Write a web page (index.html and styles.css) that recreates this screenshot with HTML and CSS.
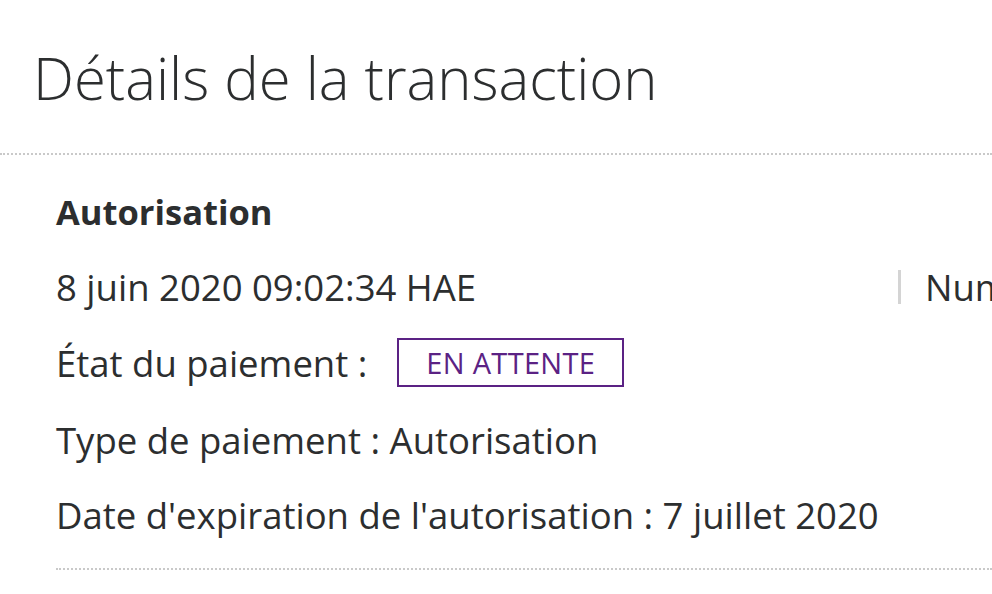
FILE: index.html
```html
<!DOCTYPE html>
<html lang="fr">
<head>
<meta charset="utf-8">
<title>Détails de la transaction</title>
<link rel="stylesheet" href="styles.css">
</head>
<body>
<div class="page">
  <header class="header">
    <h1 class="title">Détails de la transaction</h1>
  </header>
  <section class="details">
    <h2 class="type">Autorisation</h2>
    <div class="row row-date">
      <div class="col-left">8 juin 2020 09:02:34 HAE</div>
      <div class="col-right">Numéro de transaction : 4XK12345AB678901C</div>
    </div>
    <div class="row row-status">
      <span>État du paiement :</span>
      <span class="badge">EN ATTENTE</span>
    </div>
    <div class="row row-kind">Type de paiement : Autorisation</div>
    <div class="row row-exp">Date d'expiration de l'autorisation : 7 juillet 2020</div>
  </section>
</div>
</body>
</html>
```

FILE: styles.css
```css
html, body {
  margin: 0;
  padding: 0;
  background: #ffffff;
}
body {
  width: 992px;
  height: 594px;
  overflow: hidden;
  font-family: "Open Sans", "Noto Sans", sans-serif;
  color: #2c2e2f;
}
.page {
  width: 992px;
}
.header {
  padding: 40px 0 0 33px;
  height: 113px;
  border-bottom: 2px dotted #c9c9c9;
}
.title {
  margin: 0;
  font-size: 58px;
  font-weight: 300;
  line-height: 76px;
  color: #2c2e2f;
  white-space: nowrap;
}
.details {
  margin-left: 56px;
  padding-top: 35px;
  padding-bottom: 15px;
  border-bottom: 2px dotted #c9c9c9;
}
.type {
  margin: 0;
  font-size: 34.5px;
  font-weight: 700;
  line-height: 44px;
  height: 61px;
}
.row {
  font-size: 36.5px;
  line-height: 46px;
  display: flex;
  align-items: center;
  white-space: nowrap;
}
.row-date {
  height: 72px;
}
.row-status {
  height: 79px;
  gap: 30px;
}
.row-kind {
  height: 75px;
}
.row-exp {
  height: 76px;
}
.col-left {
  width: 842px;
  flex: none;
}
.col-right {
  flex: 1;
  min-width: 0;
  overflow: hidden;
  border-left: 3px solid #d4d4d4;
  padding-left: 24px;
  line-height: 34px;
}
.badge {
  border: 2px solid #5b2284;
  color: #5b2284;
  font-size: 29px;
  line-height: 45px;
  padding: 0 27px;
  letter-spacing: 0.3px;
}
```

:: What you are asked to do ::
Using the data above, print every line exactly, omitting pictures.

:: Task solution ::
Write a web page (index.html and styles.css) that recreates this screenshot with HTML and CSS.
FILE: index.html
```html
<!DOCTYPE html>
<html lang="fr">
<head>
<meta charset="utf-8">
<title>Détails de la transaction</title>
<link rel="stylesheet" href="styles.css">
</head>
<body>
<div class="page">
  <header class="header">
    <h1 class="title">Détails de la transaction</h1>
  </header>
  <section class="details">
    <h2 class="type">Autorisation</h2>
    <div class="row row-date">
      <div class="col-left">8 juin 2020 09:02:34 HAE</div>
      <div class="col-right">Numéro de transaction : 4XK12345AB678901C</div>
    </div>
    <div class="row row-status">
      <span>État du paiement :</span>
      <span class="badge">EN ATTENTE</span>
    </div>
    <div class="row row-kind">Type de paiement : Autorisation</div>
    <div class="row row-exp">Date d'expiration de l'autorisation : 7 juillet 2020</div>
  </section>
</div>
</body>
</html>
```

FILE: styles.css
```css
html, body {
  margin: 0;
  padding: 0;
  background: #ffffff;
}
body {
  width: 992px;
  height: 594px;
  overflow: hidden;
  font-family: "Open Sans", "Noto Sans", sans-serif;
  color: #2c2e2f;
}
.page {
  width: 992px;
}
.header {
  padding: 40px 0 0 33px;
  height: 113px;
  border-bottom: 2px dotted #c9c9c9;
}
.title {
  margin: 0;
  font-size: 58px;
  font-weight: 300;
  line-height: 76px;
  color: #2c2e2f;
  white-space: nowrap;
}
.details {
  margin-left: 56px;
  padding-top: 35px;
  padding-bottom: 15px;
  border-bottom: 2px dotted #c9c9c9;
}
.type {
  margin: 0;
  font-size: 34.5px;
  font-weight: 700;
  line-height: 44px;
  height: 61px;
}
.row {
  font-size: 36.5px;
  line-height: 46px;
  display: flex;
  align-items: center;
  white-space: nowrap;
}
.row-date {
  height: 72px;
}
.row-status {
  height: 79px;
  gap: 30px;
}
.row-kind {
  height: 75px;
}
.row-exp {
  height: 76px;
}
.col-left {
  width: 842px;
  flex: none;
}
.col-right {
  flex: 1;
  min-width: 0;
  overflow: hidden;
  border-left: 3px solid #d4d4d4;
  padding-left: 24px;
  line-height: 34px;
}
.badge {
  border: 2px solid #5b2284;
  color: #5b2284;
  font-size: 29px;
  line-height: 45px;
  padding: 0 27px;
  letter-spacing: 0.3px;
}
```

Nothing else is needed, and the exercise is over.